Pero a fin de cuentas todos, los dueños de Objetos Delicados de Casa Tifus y los que siguen tratando al disco como disco y no como totem, todos somos lo mismo: patrullas perdidas que se aferran a un pedazo de plástico en la era virtual, una era de nada delicados conteos estratosféricos de reproducciones en YouTube y playlists de icono verde y nuevos contratos de discográficas con el viejo reparto miserable a los autores de canciones. Y cláusulas siglo XXI que obligan a las nuevas estrellas pop a producir TikToks divertidos y viralizables. Sobre todo, casi exclusivamente las estrellas femeninas, que deben ser instagrameables, bien maquilladas, lookeadas, potras delgaditas: que será la era post MeToo pero en la industria no comen vidrio.

Por ahí, por sobre todo, anda la música. Habrá que decir una vez más que, más allá de las consideraciones y berretines sobre la calidad del sonido, el acceso a un gigantesco banco de canciones por una módica suscripción mensual, o nada con publicidades, siempre es algo positivo.
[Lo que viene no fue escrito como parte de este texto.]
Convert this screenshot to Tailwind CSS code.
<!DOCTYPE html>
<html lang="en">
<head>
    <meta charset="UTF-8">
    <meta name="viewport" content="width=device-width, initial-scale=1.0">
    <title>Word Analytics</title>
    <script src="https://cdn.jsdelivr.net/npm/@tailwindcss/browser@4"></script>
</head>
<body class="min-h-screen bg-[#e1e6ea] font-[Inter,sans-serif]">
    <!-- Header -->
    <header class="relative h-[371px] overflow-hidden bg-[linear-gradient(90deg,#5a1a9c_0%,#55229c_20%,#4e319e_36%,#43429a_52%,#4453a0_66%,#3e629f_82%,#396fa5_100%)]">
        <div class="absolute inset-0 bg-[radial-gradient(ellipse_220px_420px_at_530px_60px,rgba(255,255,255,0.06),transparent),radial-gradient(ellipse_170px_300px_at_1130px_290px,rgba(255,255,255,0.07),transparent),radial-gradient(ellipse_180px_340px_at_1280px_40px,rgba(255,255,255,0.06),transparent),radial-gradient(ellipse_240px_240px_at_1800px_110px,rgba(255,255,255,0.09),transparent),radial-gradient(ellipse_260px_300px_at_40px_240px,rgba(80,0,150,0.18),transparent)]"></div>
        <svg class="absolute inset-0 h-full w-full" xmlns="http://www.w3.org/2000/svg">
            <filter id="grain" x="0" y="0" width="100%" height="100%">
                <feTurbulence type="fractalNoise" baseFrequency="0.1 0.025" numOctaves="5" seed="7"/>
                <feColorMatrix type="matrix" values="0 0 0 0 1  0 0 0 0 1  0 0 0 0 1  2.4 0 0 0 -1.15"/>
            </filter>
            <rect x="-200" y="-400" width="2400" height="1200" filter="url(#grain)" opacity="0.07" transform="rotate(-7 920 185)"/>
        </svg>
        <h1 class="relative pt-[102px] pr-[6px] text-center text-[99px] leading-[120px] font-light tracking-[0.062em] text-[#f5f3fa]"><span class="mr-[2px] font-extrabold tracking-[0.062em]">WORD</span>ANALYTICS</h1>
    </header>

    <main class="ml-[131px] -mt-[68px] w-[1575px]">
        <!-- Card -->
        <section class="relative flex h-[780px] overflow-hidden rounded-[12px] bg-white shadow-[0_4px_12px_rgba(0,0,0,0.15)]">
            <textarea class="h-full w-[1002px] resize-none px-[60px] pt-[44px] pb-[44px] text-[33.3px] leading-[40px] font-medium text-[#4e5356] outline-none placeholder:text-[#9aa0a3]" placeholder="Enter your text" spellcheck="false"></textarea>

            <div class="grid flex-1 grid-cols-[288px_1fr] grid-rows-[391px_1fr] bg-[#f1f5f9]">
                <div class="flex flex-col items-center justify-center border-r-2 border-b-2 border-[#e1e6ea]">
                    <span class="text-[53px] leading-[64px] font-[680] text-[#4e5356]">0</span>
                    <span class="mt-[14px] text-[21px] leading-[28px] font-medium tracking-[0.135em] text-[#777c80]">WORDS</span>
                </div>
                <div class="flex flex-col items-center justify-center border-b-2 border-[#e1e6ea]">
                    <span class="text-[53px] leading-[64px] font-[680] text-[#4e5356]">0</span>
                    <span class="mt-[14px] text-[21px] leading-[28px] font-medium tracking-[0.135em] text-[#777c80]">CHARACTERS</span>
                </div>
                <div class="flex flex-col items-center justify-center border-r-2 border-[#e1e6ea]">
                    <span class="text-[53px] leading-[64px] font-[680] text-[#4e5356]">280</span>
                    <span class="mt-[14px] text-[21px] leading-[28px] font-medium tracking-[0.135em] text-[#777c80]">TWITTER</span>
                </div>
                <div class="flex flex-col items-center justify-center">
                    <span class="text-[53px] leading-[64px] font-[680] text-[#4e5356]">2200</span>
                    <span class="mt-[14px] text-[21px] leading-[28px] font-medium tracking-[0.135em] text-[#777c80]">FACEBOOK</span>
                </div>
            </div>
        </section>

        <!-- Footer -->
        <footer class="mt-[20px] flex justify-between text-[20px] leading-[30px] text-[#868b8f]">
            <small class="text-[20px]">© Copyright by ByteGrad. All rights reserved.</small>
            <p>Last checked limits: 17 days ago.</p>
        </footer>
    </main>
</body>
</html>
Se oirán en tiempo, fuera de tiempo, adelantándose al tiempo, no importa, siempre se está a tiempo: toda la música que cuelga suena por ti. Y el formato al cabo es un matiz. 

En semejante carta kilométrica, entonces, cada cual disfrutará el sabor que le plazca. Sea una picadita al pasar o algo tan delicioso como un buen guiso cocinado con los laureles del César. Por Tutatis.